Effectivement, un observateur cynique des Nouveaux Théistes pourra très
simplement attribuer leur nouveau respect pour le Christianisme et l’héritage
judéo-chrétien de l’occident comme étant une tentative de
« militariser » ces traditions anciennes pour leur croisade contre « l’idéologie
gauchiste » et ainsi gagner des victoires au sein de la guerre
culturelle. Le « cri de
guerre » de la Gauche depuis les années 1960 a été « La justice pour
tous, maintenant! », la justice pour tous les opprimés des systèmes
socio-politiques créés et maintenus par (pour la plupart) des vieillards
blancs, cisgenres et hétérosexuels, c.-à-d. « le patriarcat ». Que ce soit des afro-américains qui
marchaient pour les droits civils dans les années 1960, la « deuxième
vague » du féminisme des années 1970 ou bien la lutte menée par les
membres de la communauté LGBTQ+ pour l’équité lors des premières décennies du
21e siècle, les marginaux de la société occidentale ont été engagés
dans un combat pour attirer l’attention sur les questions de la race, l’orientation
sexuelle, le genre, l’environnement, les migrants, les réfugiés, les
itinérants, la sécurité des travailleurs du sexe, l’utilisation sécuritaire de
la drogue, etc. La question de la
justice a toujours étée au cœur de la tradition occidentale, dans ses
sources grecques comme dans ses sources juives.
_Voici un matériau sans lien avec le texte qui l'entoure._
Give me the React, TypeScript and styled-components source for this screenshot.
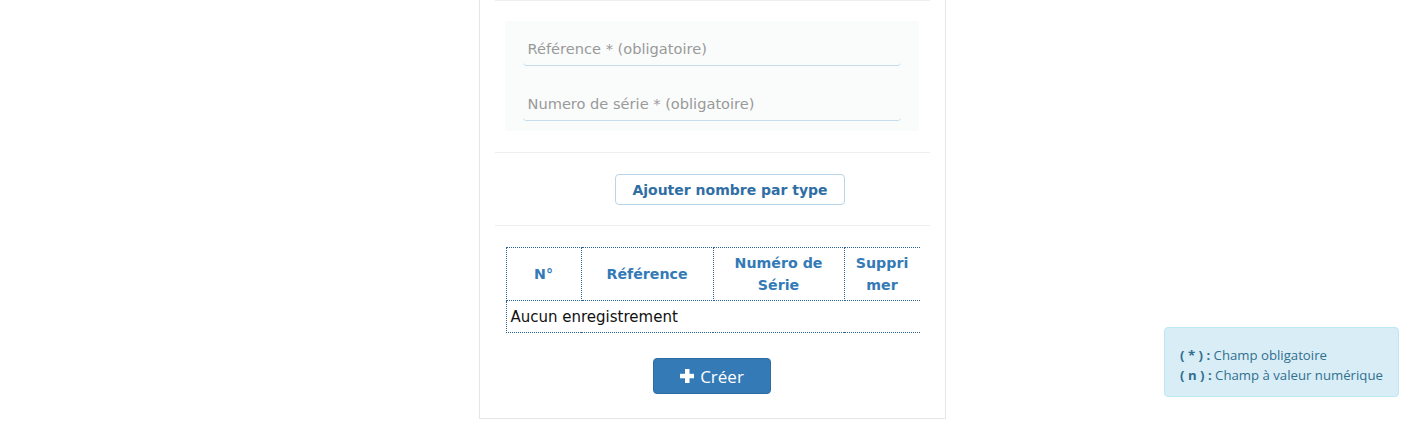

En effet, la notion d’une « réévaluation des valeurs »[18]
est mise de l’avant dans les Évangiles néotestamentaires (« Il a
précipité les puissants de leurs trônes, et il a élevé les humbles… »). La question de qui, aujourd’hui, peut être
compté parmi la « multitude » néotestamentaire des victimes de
l’oppression, que ce soit impériale et païenne, ou bien religieuse et
« orthodoxe » (voir les livres de l’Apocalypse et les Actes des
Apôtres), s’agit d’une question sur laquelle tous les croyants doivent se
pencher, dès maintenant.
Maintenant, comme jadis, ça sent la « révolution ». Cependant, alors que les mouvements
révolutionnaires occidentaux du passé étaient facilement reconnaissables en les
comparants avec les régimes impériaux et totalitaires auxquels ils s’opposaient
(ex : le mouvement Solidarnosc des années 1980 v. le communisme
polonais appuyé par l’Union soviétique), de nos jours, les belligérants de la
guerre culturelle peuvent tous les deux s’identifier comme des victimes de
l’agenda « totalitaire » de l’autre côté, et ce qui est encore plus
mêlant, les deux font parfois appel au Christianisme afin de se
légitimiser. Exemple : comment comprendre
l’élection (pour une deuxième fois) de Donald J. Trump comme Président des
États-Unis-d’Amérique le 5 novembre 2024?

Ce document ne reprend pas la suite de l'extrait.